BENGALURU: Mindtree, which is facing a hostile takeover from Larsen & Toubro (L&T), said it would reconvene its board meeting on March 26, the day when the engineering conglomerate is set to share details of its open offer with shareholders of the mid-tier IT services company. Mindtree board met on Wednesday but deferred a decision on a share buyback, citing commercial and legal issues. ET reported on Thursday that some directors had recommended to the Mindtree founders to consider L&T’s offer and negotiate for a higher price for its shares.
Mindtree founders were considering the share buyback to thwart any hostile takeover of the company. But since L&T has already announced the open offer, Securities and Exchange Board of India (Sebi) regulations prevent Mindtree from buying back its shares now. On Monday, L&T bought a 20.3% stake in Mindtree from long-term investor VG Siddhartha for Rs 3,269 crore. It is expected to spend another Rs 7,464 crore to increase its stake to 66.6% through a combination of an open offer and buying shares in the open market. “If they are going to consider the buyback proposal, that is going to be a fait accompli. It will be a wasted exercise. Shareholders will not approve it. Other things that may be considered is whether the board of directors need to reach out to L&T,” said Shriram Subramanian, managing director of InGovern, a corporate governance advisory firm.
“Emotional appeal and large animosity displayed are not going to help their case when L&T said the company can be run independently.” Mindtree CEO Rostow Ravanan on Wednesday told ET that the board had deferred the decision on the buyback and had sought details on legal process and commercial details.
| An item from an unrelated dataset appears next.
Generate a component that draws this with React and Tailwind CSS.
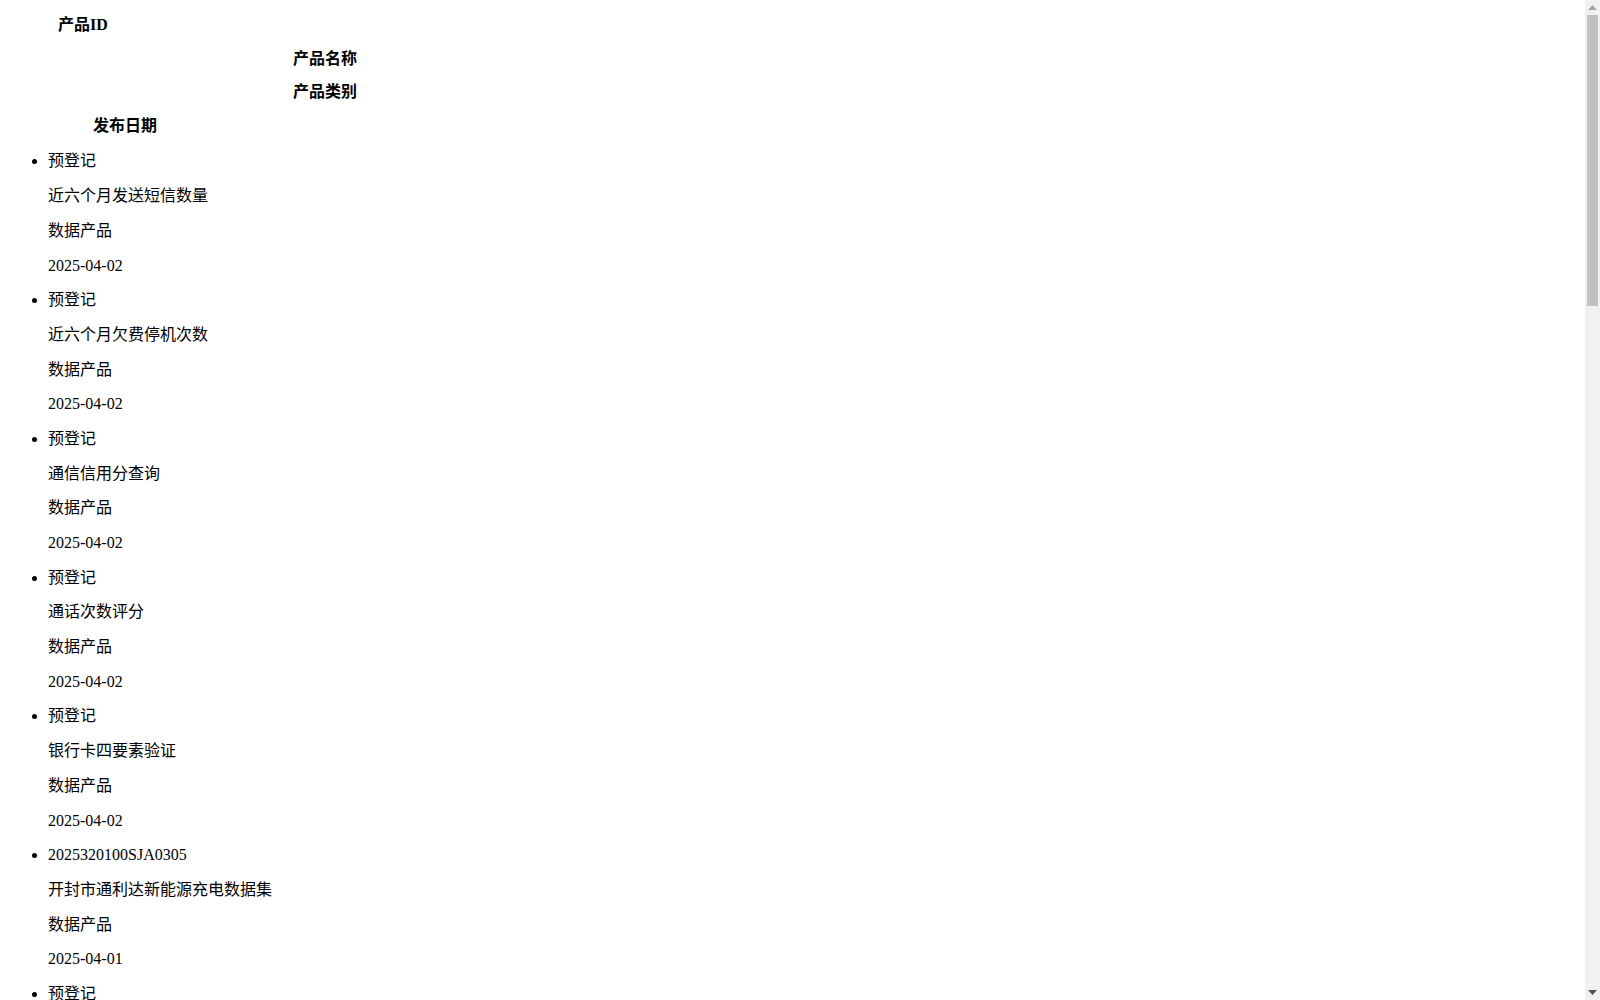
import React from "react";

const items = [
  ["预登记", "近六个月发送短信数量", "数据产品", "2025-04-02"],
  ["预登记", "近六个月欠费停机次数", "数据产品", "2025-04-02"],
  ["预登记", "通信信用分查询", "数据产品", "2025-04-02"],
  ["预登记", "通话次数评分", "数据产品", "2025-04-02"],
  ["预登记", "银行卡四要素验证", "数据产品", "2025-04-02"],
  ["2025320100SJA0305", "开封市通利达新能源充电数据集", "数据产品", "2025-04-01"],
  ["预登记", "手机号在网时长查询", "数据产品", "2025-04-01"],
  ["预登记", "手机号在网状态查询", "数据产品", "2025-04-01"],
  ["预登记", "运营商三要素验证", "数据产品", "2025-04-01"],
  ["2025320100SJA0304", "南京市公共交通客流数据集", "数据产品", "2025-03-31"],
  ["预登记", "企业工商信息查询", "数据产品", "2025-03-31"],
  ["预登记", "车辆违章信息查询", "数据产品", "2025-03-31"],
  ["2025320100SJA0303", "苏州市气象观测数据集", "数据产品", "2025-03-28"],
  ["预登记", "个人消费能力评估", "数据产品", "2025-03-28"],
  ["预登记", "近三个月流量使用情况", "数据产品", "2025-03-28"],
  ["2025320100SJA0302", "无锡市物流运输轨迹数据集", "数据产品", "2025-03-27"],
  ["预登记", "身份证二要素核验", "数据产品", "2025-03-27"],
  ["预登记", "企业信用评分查询", "数据产品", "2025-03-27"],
  ["2025320100SJA0301", "常州市电力负荷数据集", "数据产品", "2025-03-26"],
  ["预登记", "手机号归属地查询", "数据产品", "2025-03-26"],
  ["预登记", "近六个月通话时长", "数据产品", "2025-03-26"],
  ["2025320100SJA0300", "扬州市文旅客流数据集", "数据产品", "2025-03-25"],
  ["预登记", "车辆基本信息查询", "数据产品", "2025-03-25"],
];

export default function App() {
  return (
    <div
      className="bg-white text-black text-[16px] pt-[7.9px] pr-[15px]"
      style={{ fontFamily: '"Liberation Serif", "Noto Sans CJK SC", serif' }}
    >
      <div className="font-bold">
        <div className="leading-[33.8px] h-[33.8px] pl-[58px]">产品ID</div>
        <div className="leading-[33.8px] h-[33.8px] pl-[293px]">产品名称</div>
        <div className="leading-[33.8px] h-[33.8px] pl-[293px]">产品类别</div>
        <div className="leading-[33.8px] h-[33.8px] pl-[93px]">发布日期</div>
      </div>
      <ul className="list-disc ml-2 pl-10 mt-[1.4px]">
        {items.map((it, i) => (
          <li key={i}>
            {it.map((t, j) => (
              <div key={j} className="leading-[34.7px] h-[34.7px]">
                {t}
              </div>
            ))}
          </li>
        ))}
      </ul>

      {/* native-looking scrollbar */}
      <div className="fixed top-0 right-0 w-[15px] h-screen bg-[#f1f1f1] flex flex-col items-center">
        <div className="h-[15px] w-full flex items-center justify-center">
          <svg width="9" height="5" viewBox="0 0 9 5">
            <polygon points="0,5 4.5,0 9,5" fill="#a3a3a3" />
          </svg>
        </div>
        <div className="flex-1 w-full px-[2px]">
          <div className="h-[291px] w-full bg-[#c1c1c1]" />
        </div>
        <div className="h-[15px] w-full flex items-center justify-center">
          <svg width="9" height="5" viewBox="0 0 9 5">
            <polygon points="0,0 9,0 4.5,5" fill="#505050" />
          </svg>
        </div>
      </div>
    </div>
  );
}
Shareholder advisory firm SES said earlier this week that in the absence of a public announcement, independent director of Mindtree, or SES, wouldn’t have the complete information about L&T’s future plans and actions. “Without such knowledge, any suggestion to shareholders would be like shooting arrows in the dark,” it said a note. “All that the company can do, is wait for L&T to come out with its plan so that shareholders are able to take a more informed decision or independent directors are able to provide a comprehensive view on the offer,” it said.